A la découverte des mécanismes de l’écriture. Aux sources de l’inspiration romanesque. Raphael JC
Dans les coulisses de l’écriture. Rayane H
C’est ainsi qu’est né ce roman de pirates : un désir d’évasion. Partir loin, très loin, dans les Caraïbes.
"Et que celui qui a soif vienne" est un roman plein de fantaisie, les courts chapitres donnent du suspense, l’action est partout : batailles , bagarres , scènes de torture et d’amour. Carla B
Mais au fil de l’écriture, pour inventer certains personnages, Sylvain a puisé dans ses souvenirs personnels et il a fait réapparaitre certains de ses proches disparus à travers la fiction comme son oncle Bicou de Marseille devenu Ferracciolo, prêtre, pirate et grand orateur.
Je n’avais pas éprouvé de réelles émotions avec "Et que celui qui a soif vienne" mais je le vois autrement maintenant, comme une histoire davantage émouvante parce que nourrie de personnes réelles. Alicia G
Un roman nourri d’autres romans
Pour écrire Et que celui qui a soif vienne, Sylvain Pattieu a voulu reprendre tous les éléments traditionnels des romans et des films de pirates comme Moonfleet ou L’île au trésor : passer à la planche, amasser des trésors, découvrir une île déserte. Il aime la grande liberté du roman d’aventures et la grande liberté qu’incarnent les pirates. Mais dans ce livre, il a voulu aussi donner de la place au romantisme, au sentiment. En arrivant en khâgne, Pattieu s’était aperçu qu’il connaissait mal la « grande » littérature classique et que ses goûts le portaient plutôt vers des livres « non-légitimes ». En écrivant un roman d’aventures, il cultive encore ce goût.
Avec Sylvain Pattieu, découvrez une autre Manon Lescaut. Nella L
Le titre « Et que celui qui a soif vienne », est une citation de la Bible : « celui qui a soif », c’est le lecteur qui aurait envie d’aventures, « qu’il vienne », c’est l’invitation que lui lance Sylvain Pattieu pour découvrir les pirates, les esclaves libérés et leurs ennemis.

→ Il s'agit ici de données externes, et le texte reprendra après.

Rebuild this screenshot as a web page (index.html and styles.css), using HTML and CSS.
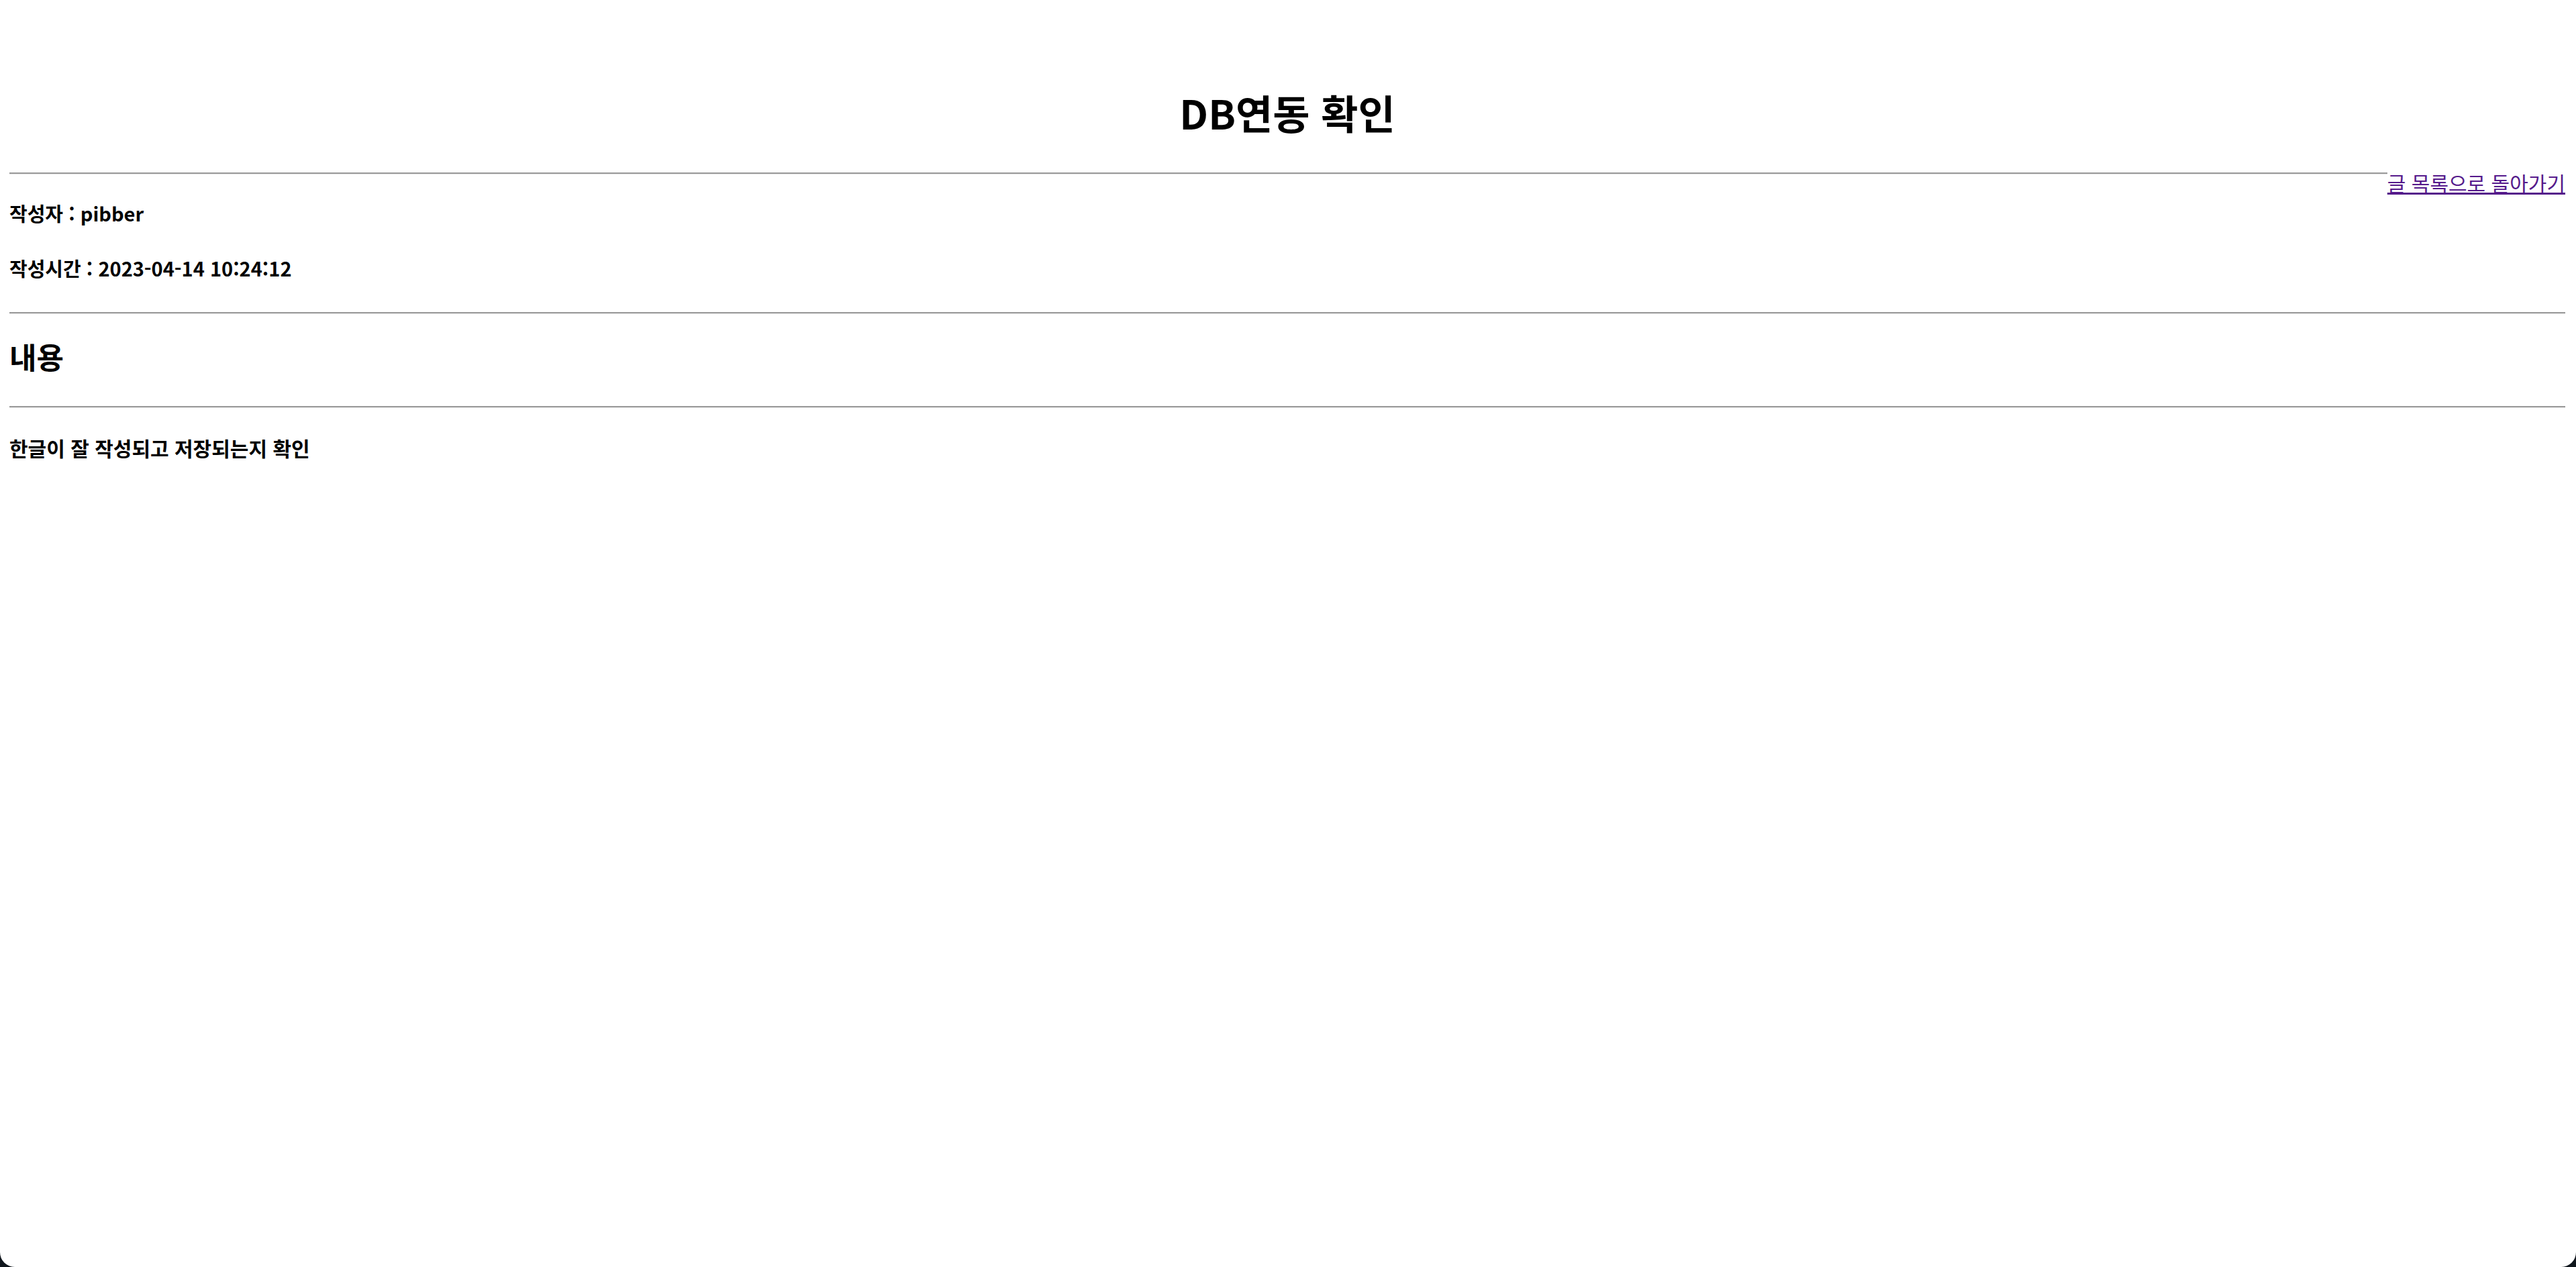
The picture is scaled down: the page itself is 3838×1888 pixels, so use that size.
FILE: index.html
```html
<!DOCTYPE html>
<html lang="ko">
<head>
    <meta charset="UTF-8">
    <title>DB연동 확인</title>
    <link rel="stylesheet" href="styles.css">
</head>
<body>
<div id="page">
    <h1 class="title">DB연동 확인</h1>
    <a class="back" href="#">글 목록으로 돌아가기</a>
    <hr>
    <div class="info">
        <h4>작성자 : pibber</h4>
        <h4>작성시간 : 2023-04-14 10:24:12</h4>
    </div>
    <hr>
    <h2 class="label">내용</h2>
    <hr>
    <h4 class="content">한글이 잘 작성되고 저장되는지 확인</h4>
</div>
</body>
</html>
```

FILE: styles.css
```css
*{
    margin: 0;
    padding: 0;
}
html{
    background: #10161d;
}
body{
    font-family: "Noto Sans CJK KR", "Noto Sans", sans-serif;
    color: #000;
}
#page{
    min-height: 100vh;
    background: #fff;
    padding: 0 16px 0 14px;
    box-sizing: border-box;
    border-radius: 0 0 22px 22px;
    overflow: hidden;
}
hr{
    height: 0;
    overflow: hidden;
    border: none;
    border-top: 2px solid #9a9a9a;
    border-bottom: 1px solid #e6e6e6;
}
.title{
    text-align: center;
    font-size: 60px;
    line-height: 80px;
    font-weight: bold;
    padding-top: 127px;
    margin-bottom: 50px;
}
.back{
    float: right;
    font-size: 30px;
    line-height: 30px;
    color: #551a8b;
    text-decoration: underline;
}
.info{
    display: flex;
    flex-direction: column;
    gap: 46px;
    padding: 39px 0 48px;
}
.info h4{
    font-size: 29px;
    line-height: 36px;
}
.label{
    font-size: 44px;
    line-height: 50px;
    margin: 38px 0 49px;
}
.content{
    font-size: 30px;
    line-height: 36px;
    margin-top: 41px;
}
```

Grâce à son roman, Sylvain Pattieu donne une chance à Manon d’échapper à son destin tragique et de vivre libre. Louison R
Mais c’est surtout Manon Lescaut dont nous avons parlé parce que c’est l’autre roman que nous lisons pour le bac. Sylvain Pattieu avait découvert ce roman pendant ses études et il l’avait abordé de manière très féministe : pour lui, Manon est une femme qui cherche la liberté et des Grieux est celui qui l’entrave, celui qui veut créer de l’emprise. Il pense que des Grieux raconte l’histoire de la manière qui l’arrange et conformément aux valeurs misogynes de son époque. Pattieu pense que Manon n’avait pas véritablement d’autres choix dans la société du XVIIIème siècle que de vivre de la générosité des hommes qu’elle séduisait.
Je ne suis pas d’accord avec Sylvain, pour moi, Manon se moque de des Grieux et joue avec ses sentiments. Mais c’est vrai, chacun peut avoir son interprétation du livre. Lény R
La plupart d’entre nous n’avons pas du tout ce point de vue : pour nous c’est Manon qui mène Des Grieux par le bout du nez, une fille de joie dangereuse pour un jeune garçon trop sentimental. Sylvain nous a montré que l’on peut avoir différentes lectures d’un même livre. En tout cas, lui, il voulait sauver Manon. Donc il l’a reprise et il a changé son destin : il lui a donné la liberté dont elle rêvait peut-être et il l’a changée en pirate, symbole possible de la liberté. Il imagine même qu’elle se venge en tuant Des Grieux d’un coup d’épée. Mais pour l’imaginer, il s’est éloigné du roman de l’abbé Prévost et des Grieux est devenu Barral, un "gros lourd", tandis que Manon reste Manon.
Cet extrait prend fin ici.